Development of a blastocyst
The zygote produced by fertilisation in the oviduct divides by mitosis to form a 2-cell embryo. Further rounds of the cell cycle double the number of cells about every 18 hours. Because the egg has a large amount of cytoplasm, these early rounds of division can happen without any cell growth, so cell size decreases. Initially the embryo is a solid ball of cells. When it is 6 or 7 days old, it has changed into a hollow ball, due to unequal divisions and cell migration. This embryonic stage is the blastocyst. It has about 250 cells and is 200 micrometres in diameter.

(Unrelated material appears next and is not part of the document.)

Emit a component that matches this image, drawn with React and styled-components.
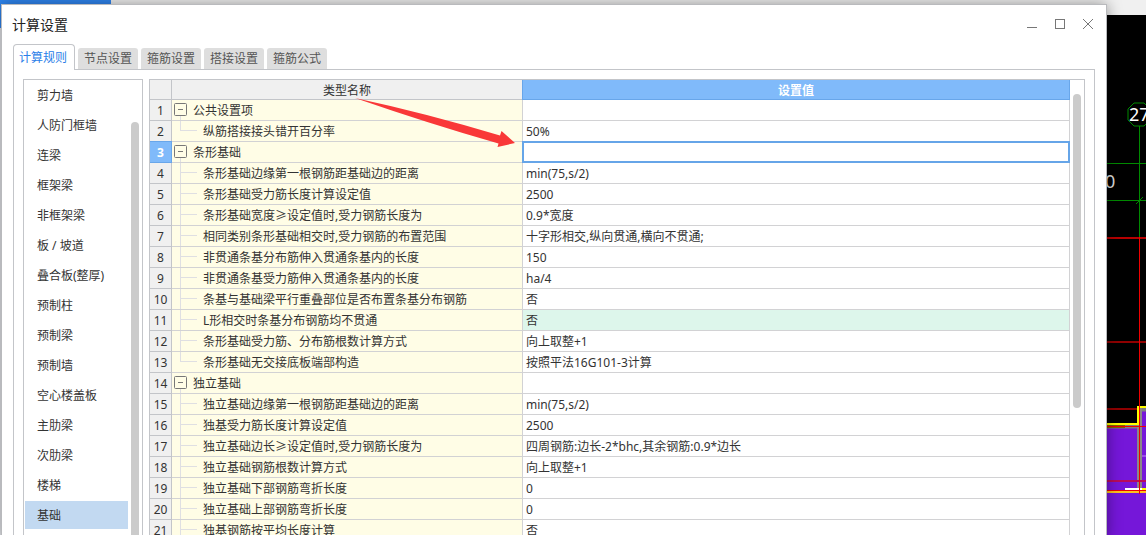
import React, { useState } from 'react';
import styled, { createGlobalStyle, css } from 'styled-components';

const categories = [
  '剪力墙', '人防门框墙', '连梁', '框架梁', '非框架梁', '板 / 坡道', '叠合板(整厚)', '预制柱',
  '预制梁', '预制墙', '空心楼盖板', '主肋梁', '次肋梁', '楼梯', '基础',
];

const tabs = ['计算规则', '节点设置', '箍筋设置', '搭接设置', '箍筋公式'];

const rows = [
  { name: '公共设置项', group: true },
  { name: '纵筋搭接接头错开百分率', value: '50%', last: true },
  { name: '条形基础', group: true },
  { name: '条形基础边缘第一根钢筋距基础边的距离', value: 'min(75,s/2)' },
  { name: '条形基础受力筋长度计算设定值', value: '2500' },
  { name: '条形基础宽度≥设定值时,受力钢筋长度为', value: '0.9*宽度' },
  { name: '相同类别条形基础相交时,受力钢筋的布置范围', value: '十字形相交,纵向贯通,横向不贯通;' },
  { name: '非贯通条基分布筋伸入贯通条基内的长度', value: '150' },
  { name: '非贯通条基受力筋伸入贯通条基内的长度', value: 'ha/4' },
  { name: '条基与基础梁平行重叠部位是否布置条基分布钢筋', value: '否' },
  { name: 'L形相交时条基分布钢筋均不贯通', value: '否', changed: true },
  { name: '条形基础受力筋、分布筋根数计算方式', value: '向上取整+1' },
  { name: '条形基础无交接底板端部构造', value: '按照平法16G101-3计算', last: true },
  { name: '独立基础', group: true },
  { name: '独立基础边缘第一根钢筋距基础边的距离', value: 'min(75,s/2)' },
  { name: '独基受力筋长度计算设定值', value: '2500' },
  { name: '独立基础边长≥设定值时,受力钢筋长度为', value: '四周钢筋:边长-2*bhc,其余钢筋:0.9*边长' },
  { name: '独立基础钢筋根数计算方式', value: '向上取整+1' },
  { name: '独立基础下部钢筋弯折长度', value: '0' },
  { name: '独立基础上部钢筋弯折长度', value: '0' },
  { name: '独基钢筋按平均长度计算', value: '否' },
];

const GlobalStyle = createGlobalStyle`
  * {
    box-sizing: border-box;
  }

  body {
    margin: 0;
    color: #333;
    font-family: 'Noto Sans', 'Noto Sans CJK SC', sans-serif;
    font-size: 12px;
    line-height: 20px;
  }

  button {
    font: inherit;
    color: inherit;
    border: 0;
    padding: 0;
    background: none;
    cursor: pointer;
  }
`;

const Desktop = styled.div`
  position: relative;
  height: 100vh;
  overflow: hidden;
`;

const Backdrop = styled.div`
  position: absolute;
  inset: 0;
  display: flex;
  flex-direction: column;
  background: linear-gradient(#2f86f0 28px, #e4e6ea 28px);
`;

const Ribbon = styled.div`
  flex: none;
  height: 15px;
  background: #f0f0f0;

  &::before {
    content: '';
    display: block;
    width: 111px;
    height: 100%;
    background: #2f86f0;
  }
`;

const Drawing = styled.div`
  flex: 1;
  display: flex;
  justify-content: flex-end;
  align-items: flex-start;
  margin-left: 1px;
  background: #000;

  svg {
    flex: none;
    font-family: 'Noto Sans', sans-serif;
  }
`;

const Dialog = styled.section`
  position: relative;
  display: flex;
  flex-direction: column;
  height: 100%;
  margin: 4px 39px 0 1px;
  border: 1px solid #b9babd;
  border-bottom: 0;
  background: #fff;
  box-shadow: 0 0 14px rgba(0, 0, 0, 0.4);
`;

const TitleBar = styled.header`
  flex: none;
  display: flex;
  align-items: center;
  justify-content: space-between;
  height: 39px;
  padding: 0 10px;

  h1 {
    margin: 0;
    font-size: 14px;
    font-weight: 400;
    color: #222;
  }
`;

const WindowButtons = styled.div`
  display: flex;
  gap: 12px;

  button {
    width: 16px;
    height: 16px;
  }

  svg {
    display: block;
    fill: none;
    stroke: #777;
  }
`;

const TabList = styled.div`
  flex: none;
  display: flex;
  align-items: flex-end;
  gap: 3px;
  height: 26px;
  margin: 0 11px -1px;
  z-index: 1;
`;

const Tab = styled.button`
  width: 60px;
  height: 21px;
  margin-bottom: 1px;
  padding-top: 1px;
  border-radius: 3px 3px 0 0;
  background: #dedede;
  color: #555;

  ${({ $active }) => $active && css`
    width: 62px;
    height: 26px;
    margin-bottom: 0;
    padding: 1px 2px 0 0;
    border: 1px solid #c3c5c9;
    border-bottom: 0;
    border-radius: 4px 4px 0 0;
    background: #fff;
    color: #2a80e8;
  `}
`;

const Pane = styled.div`
  flex: 1;
  min-height: 0;
  display: flex;
  gap: 6px;
  margin: 0 11px;
  padding: 9px 9px 0;
  border: 1px solid #c3c5c9;
  border-bottom: 0;
`;

const Sidebar = styled.nav`
  flex: none;
  display: flex;
  justify-content: space-between;
  width: 120px;
  padding: 1px 3px 0 1px;
  border: 1px solid #c3c5c9;
  border-bottom: 0;
  overflow: hidden;
`;

const CategoryList = styled.ul`
  width: 103px;
  margin: 0;
  padding: 0;
  list-style: none;
`;

const Category = styled.button`
  display: block;
  width: 100%;
  height: 28px;
  margin-bottom: 2px;
  padding: 2px 0 0 12px;
  text-align: left;
  background: ${({ $active }) => ($active ? '#c2d9f1' : 'transparent')};
`;

const Scrollbar = styled.div`
  flex: none;
  width: 8px;
  border-radius: 4px;
  background: #cbcbcb;
`;

const SidebarScrollbar = styled(Scrollbar)`
  margin-top: 41px;
`;

const GridScrollbar = styled(Scrollbar)`
  height: 314px;
  margin: 14px 3px 0;
`;

const GridBox = styled.div`
  position: relative;
  flex: 1;
  display: flex;
  align-items: flex-start;
  min-width: 0;
  border: 1px solid #c3c5c9;
  border-bottom: 0;
  overflow: hidden;
`;

const Grid = styled.table`
  flex: 1;
  width: 100%;
  table-layout: fixed;
  border-collapse: separate;
  border-spacing: 0;

  th, td {
    height: 21px;
    padding: 2px 0 0;
    border-right: 1px solid #d2d2d4;
    border-bottom: 1px solid #d2d2d4;
    font-weight: 400;
    line-height: 18px;
    white-space: nowrap;
  }

  thead th {
    height: 20px;
    line-height: 17px;
  }
`;

const selectedHead = css`
  position: relative;
  background: #80bafa;
  color: #fff;
  font-weight: 700;

  &::after {
    content: '';
    position: absolute;
    inset: -1px;
    border: 1px solid #68a6ea;
  }
`;

const HeadCell = styled.th`
  && {
    border-color: #c3c5c9;
    background: #f0f0f0;
    ${({ $selected }) => $selected && selectedHead}
  }
`;

const NameCell = styled.td`
  && {
    padding: 0;
    background: #fffde6;
  }
`;

const NameContent = styled.div`
  display: flex;
  height: 20px;
`;

const NameText = styled.span`
  padding-top: 2px;
`;

const BranchLines = styled.svg`
  flex: none;
  width: 31px;
  height: 20px;
  stroke: #dfdfe2;
`;

const GroupMark = styled.div`
  flex: none;
  display: flex;
  flex-direction: column;
  width: 21px;
  height: 20px;
  padding: 3px 0 0 2px;

  button {
    width: 13px;
    height: 13px;
  }

  svg {
    display: block;
    fill: none;
    stroke: #777;
  }

  &::after {
    content: '';
    width: 1px;
    height: 4px;
    margin-left: 6px;
    background: #dfdfe2;
  }
`;

const ValueCell = styled.td`
  && {
    padding-left: 3px;
    background: ${({ $changed }) => ($changed ? '#ddf6eb' : '#fff')};
  }

  ${({ $focused }) => $focused && css`
    position: relative;

    &::after {
      content: '';
      position: absolute;
      inset: -1px;
      border: 2px solid #66a5e8;
    }
  `}
`;

const Arrow = styled.svg`
  position: absolute;
  top: 17px;
  left: 204px;
  pointer-events: none;
`;

const CadView = () => (
  <svg width="39" height="520" viewBox="1107 15 39 520" fill="none" aria-hidden="true">
    <path d="M1107 163.500H1146M1107 200.500H1146M1139.500 126V237M1136 204l7-7" stroke="#008a00" />
    <path d="M1134 103h10l6 6v11l-6 6h-10l-6-6v-11z" stroke="#008a00" />
    <text x="1129" y="121" fontSize="18" fill="#fff">27</text>
    <text x="1105" y="188" fontSize="18" fill="#ddd">0</text>
    <path d="M1107 424H1138V407H1146V535H1107z" fill="#7517d9" />
    <path d="M1107 426.500H1138M1142 409.500H1146" stroke="#808080" strokeWidth="4" />
    <path d="M1107 426.500H1125" stroke="#7d6500" strokeWidth="3" />
    <path d="M1139.500 408V489" stroke="#8c8688" strokeWidth="5" />
    <path d="M1142 456H1146" stroke="#9b4de8" strokeWidth="2" />
    <path d="M1107 424H1138V407H1146" stroke="#ff0" strokeWidth="2" />
    <path d="M1107 342H1146M1107 409H1137" stroke="#900000" strokeWidth="2" />
    <path d="M1107 481H1146" stroke="#b80c5d" strokeWidth="2" />
    <path d="M1107 491.500H1146" stroke="#ffc21c" strokeWidth="3" />
    <path d="M1125 489.500H1142" stroke="#fff" strokeWidth="3" />
    <path d="M1142 489H1146" stroke="#ff0" strokeWidth="2" />
    <path d="M1107 238H1146" stroke="#b80000" strokeWidth="2" />
    <path d="M1139.500 237V494M1107 426.500H1146M1107 490.500H1146" stroke="#f00000" />
  </svg>
);

const GridRow = ({ row, number, focused, onFocus }) => (
  <tr onClick={onFocus}>
    <HeadCell scope="row" $selected={focused}>{number}</HeadCell>
    <NameCell>
      <NameContent>
        {row.group ? (
          <GroupMark>
            <button type="button" aria-label={`折叠${row.name}`}>
              <svg width="13" height="13">
                <rect x="0.500" y="0.500" width="12" height="12" rx="1" />
                <path d="M4 6.500h5" />
              </svg>
            </button>
          </GroupMark>
        ) : (
          <BranchLines aria-hidden="true">
            <path d={`M8.500 0V${row.last ? 10 : 20}M9 9.500H25`} />
          </BranchLines>
        )}
        <NameText>{row.name}</NameText>
      </NameContent>
    </NameCell>
    <ValueCell $changed={row.changed} $focused={focused}>{row.value}</ValueCell>
  </tr>
);

const App = () => {
  const [tab, setTab] = useState(0);
  const [category, setCategory] = useState('基础');
  const [focusedRow, setFocusedRow] = useState(2);

  return (
    <Desktop>
      <GlobalStyle />
      <Backdrop>
        <Ribbon />
        <Drawing>
          <CadView />
        </Drawing>
      </Backdrop>
      <Dialog role="dialog" aria-labelledby="dialog-title">
        <TitleBar>
          <h1 id="dialog-title">计算设置</h1>
          <WindowButtons>
            <button type="button" aria-label="最小化">
              <svg width="16" height="16"><path d="M3 10.500h10" /></svg>
            </button>
            <button type="button" aria-label="最大化">
              <svg width="16" height="16"><rect x="3.500" y="2.500" width="9" height="9" /></svg>
            </button>
            <button type="button" aria-label="关闭">
              <svg width="16" height="16"><path d="M3 2l10 10M13 2L3 12" /></svg>
            </button>
          </WindowButtons>
        </TitleBar>
        <TabList role="tablist">
          {tabs.map((label, index) => (
            <Tab
              key={label}
              type="button"
              role="tab"
              aria-selected={tab === index}
              $active={tab === index}
              onClick={() => setTab(index)}
            >
              {label}
            </Tab>
          ))}
        </TabList>
        <Pane role="tabpanel">
          <Sidebar>
            <CategoryList>
              {categories.map((item) => (
                <li key={item}>
                  <Category type="button" $active={item === category} onClick={() => setCategory(item)}>
                    {item}
                  </Category>
                </li>
              ))}
            </CategoryList>
            <SidebarScrollbar />
          </Sidebar>
          <GridBox>
            <Grid>
              <colgroup>
                <col width="22" />
                <col width="351" />
                <col />
              </colgroup>
              <thead>
                <tr>
                  <HeadCell aria-label="行号" />
                  <HeadCell scope="col">类型名称</HeadCell>
                  <HeadCell scope="col" $selected>设置值</HeadCell>
                </tr>
              </thead>
              <tbody>
                {rows.map((row, index) => (
                  <GridRow
                    key={row.name}
                    row={row}
                    number={index + 1}
                    focused={index === focusedRow}
                    onFocus={() => setFocusedRow(index)}
                  />
                ))}
              </tbody>
            </Grid>
            <GridScrollbar />
            <Arrow width="164" height="54" viewBox="354 97 164 54" aria-hidden="true">
              <path d="M355 98Q425 113 500 135.500L501.500 131L515 143L497.500 147L498.500 143.500Q430 124 355 98z" fill="#f93838" />
            </Arrow>
          </GridBox>
        </Pane>
      </Dialog>
    </Desktop>
  );
};

export default App;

While the embryo is developing it is wafted down to the oviduct by cilia in the oviduct wall. The embryo arrives in the uterus when it is about 7 days old and has become a blastocyst. The embryo has used up the food reserves of the egg by this stage, so it must obtain supplies from its mother. Cells in the outer layer (trophoblast) of the blastocyst secrete enzymes that loosen the connections between cells in the lining of the uterus wall (endometrium). This allows the blastocyst to penetrate the uterus wall and become implanted. If implantation does not occur, the embryo is not supplied with enough food and the pregnancy fails.
What is the placenta?
The placenta is a disc-shaped structure, embedded in the uterus wall. It’s development begins about four weeks after conception in humans. The basic functional unit is a finger-like piece of foetal tissue called a placental villus. The size of the placenta and the number of villi grow larger during the pregnancy, so that the surface area matches the increasing demands of the foetus for exchange of materials with the mother. Maternal blood flows in spaces around the villi (intervillous spaces). This is a very unusual type of circulation as elsewhere blood is almost always retained in blood vessels. Foetal blood is pumped to the placenta through arteries in the umbilical corod by the foetal heart and then passes through a dense network of blood capillaries close to the surface of each villus.